Introduction to Tariffs
A tariff is a tax imposed by a government on imported or exported goods. Tariffs serve multiple purposes, including raising revenue for the government and protecting domestic industries from foreign competition. In a globalized economy, tariffs play a crucial role in international trade, influencing prices, supply chains, and market dynamics.
Types of Tariffs
- Ad Valorem Tariffs: These are calculated as a percentage of the value of the goods. For example, a 10% tariff on a vehicle worth $20,000 would mean an additional charge of $2,000.
- Specific Tariffs: This type is fixed and based on a specific quantity of goods. For instance, a tariff of $100 per ton on steel means that for every ton imported, there would be a $100 charge.
- Compound Tariffs: These combine both ad valorem and specific tariffs. For example, a tariff that imposes a $50 charge per ton plus 5% of the total value of the goods would be a compound tariff.
Why Do Governments Impose Tariffs?
The rationale behind imposing tariffs can vary significantly between countries and circumstances. Some common reasons include:
- Protecting Domestic Industries: Tariffs can shield local manufacturers from foreign competition, allowing them to grow and remain profitable.
- Generating Revenue: Especially in developing countries, tariffs can be a significant source of government income.
- Influencing Trade Balances: By making imported goods more expensive, tariffs can help reduce trade deficits.
- Political Reasons: Tariffs can serve as a tool of foreign policy, signaling a government’s stance on international relations.
Case Studies of Tariffs
Tariffs have had significant impacts on economies and trade policies worldwide. Here are a couple of notable examples:
The Smoot-Hawley Tariff (1930)
This was one of the highest tariffs in American history, set at an average of 52%. It was enacted during the Great Depression to protect U.S. farmers and manufacturers. Instead, it led to a retaliatory wave of tariffs from other countries, exacerbating global economic downturns and reducing international trade levels dramatically.

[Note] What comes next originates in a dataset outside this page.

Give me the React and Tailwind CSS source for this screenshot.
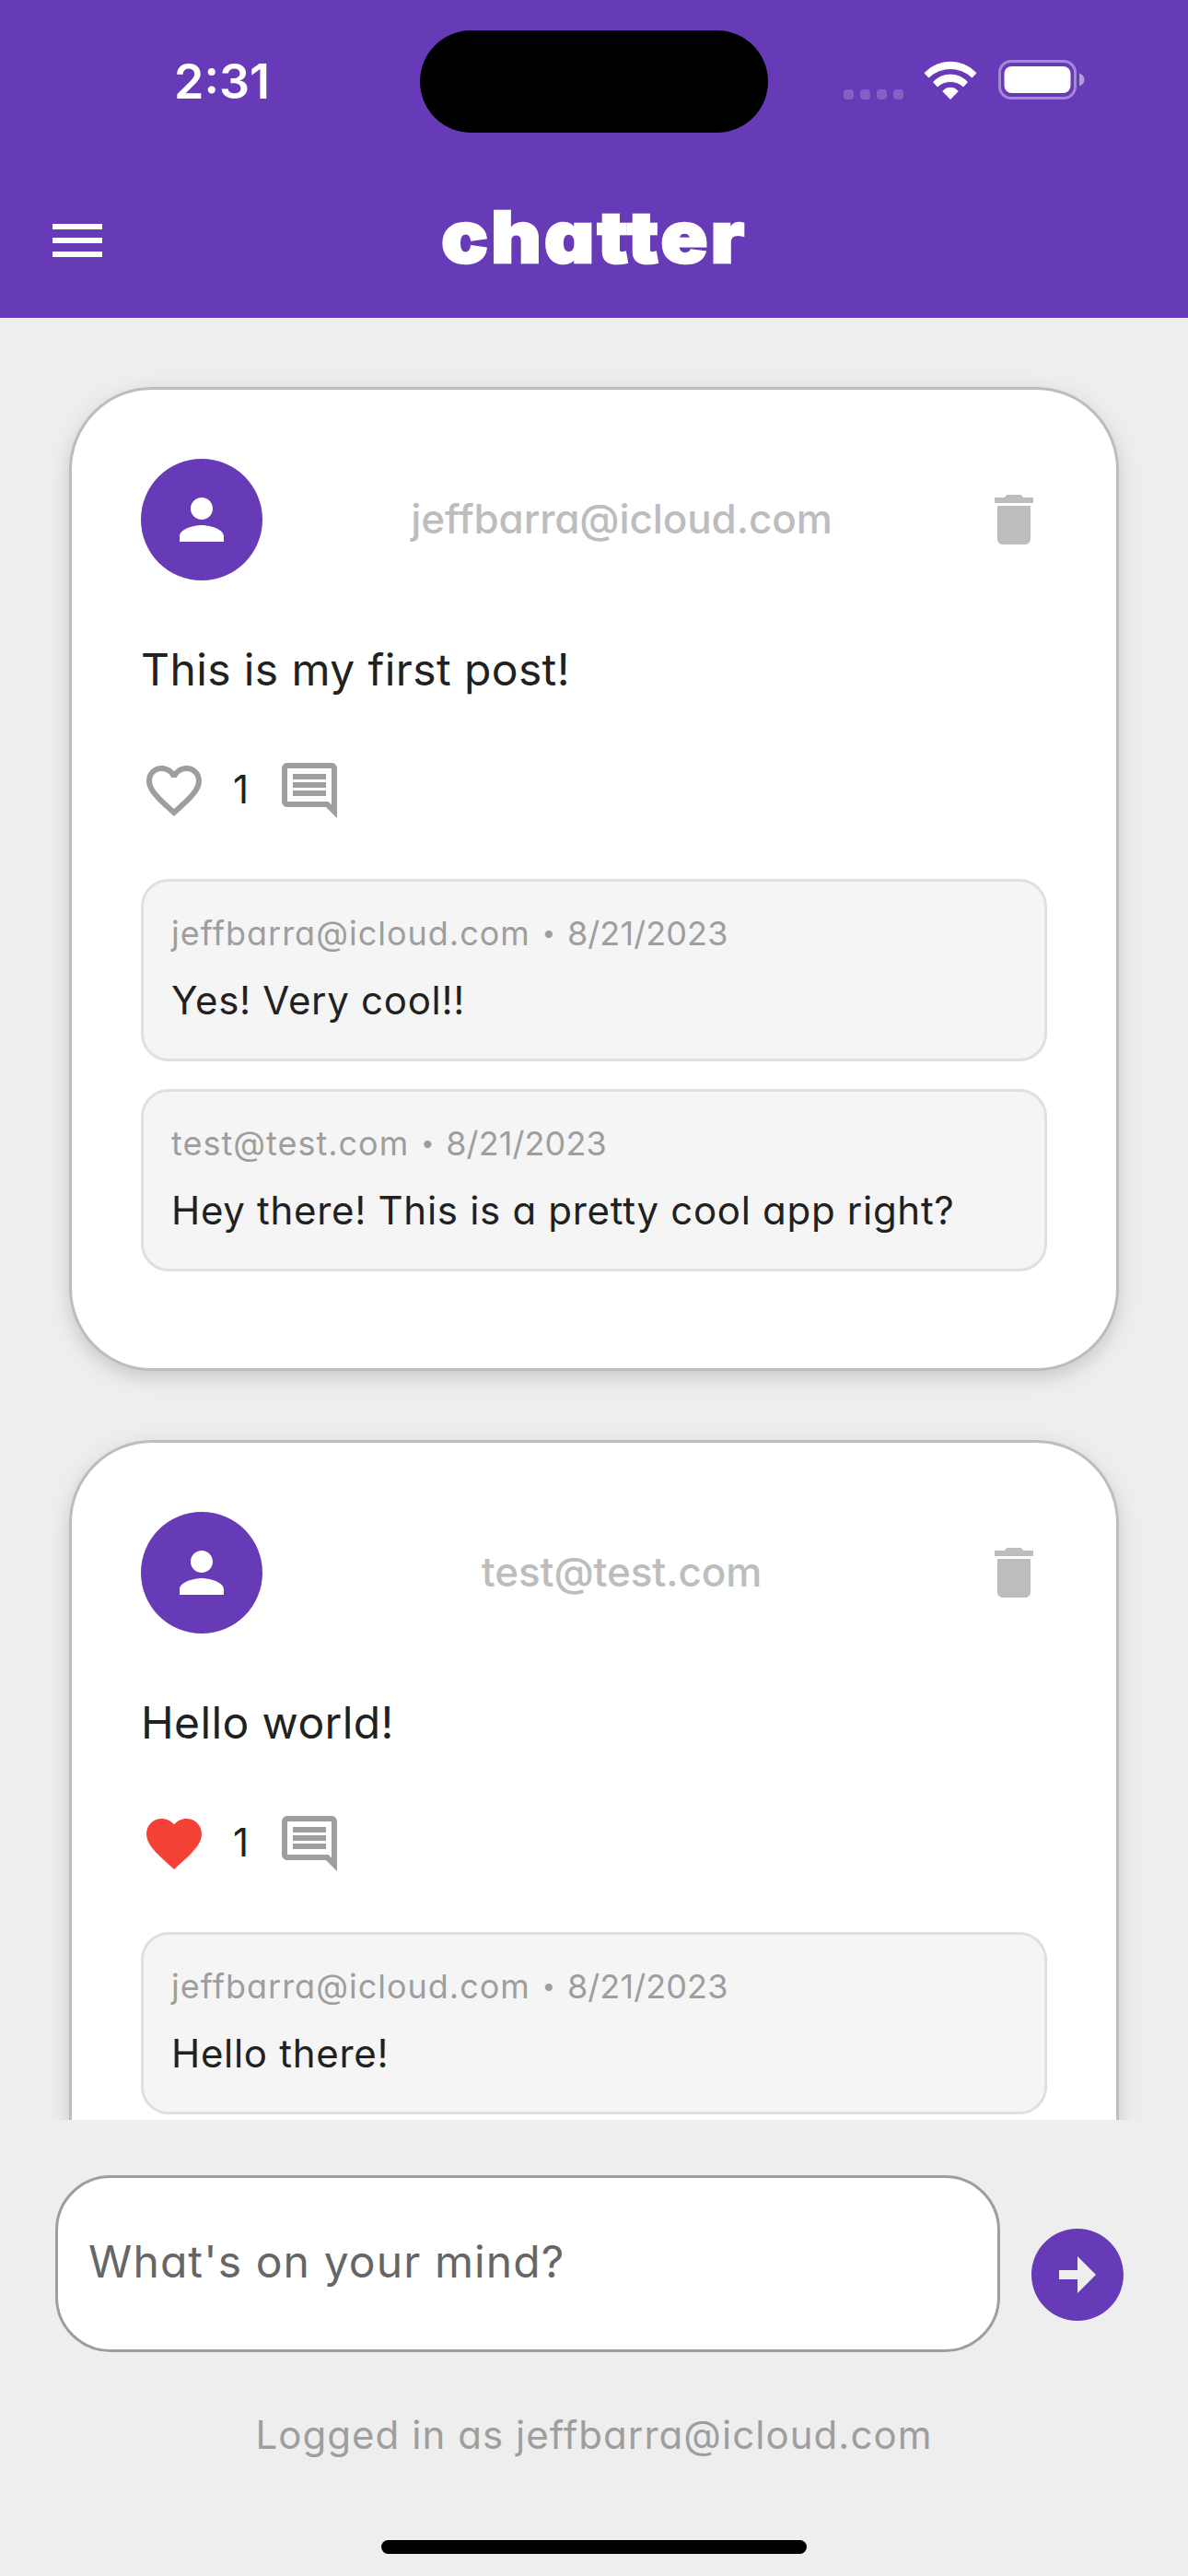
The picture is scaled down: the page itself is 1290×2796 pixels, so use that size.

China-U.S. Trade War (2018-Present)
In recent years, the U.S. imposed tariffs on Chinese goods to protect its industries and address perceived unfair trade practices. The tariffs led to an increase in domestic prices for consumers and retaliatory tariffs from China, affecting various sectors, including agriculture and technology. A report indicated that U.S. consumers paid an estimated $1.4 billion per month as a result of these tariffs.
The Economic Impact of Tariffs
While tariffs can protect certain industries, they often lead to economic inefficiencies and higher prices for consumers. According to a study from the National Bureau of Economic Research, tariffs resulted in an annual cost of $68 billion to U.S. consumers during the trade war with China. This is due to increased prices on goods, reduced choices, and heightened inflationary pressures.
Alternatives to Tariffs
Governments can utilize various strategies to protect their local industries without resorting to tariffs. These alternatives include:
- Subsidies: Financial assistance to domestic businesses makes them more competitive against foreign imports.
- Trade Agreements: Forming trade deals with other countries to create favorable trading conditions can enhance market access without imposing tariffs.
- Regulatory Measures: Imposing standards and regulations can limit foreign imports without directly imposing tariffs.
Conclusion
Tariffs are complex instruments with the potential for far-reaching effects on economies. While they can protect domestic industries and generate revenue, the broader implications often include higher consumer prices and strained international relations. Understanding tariffs is essential for grasping global trade dynamics and economic policies.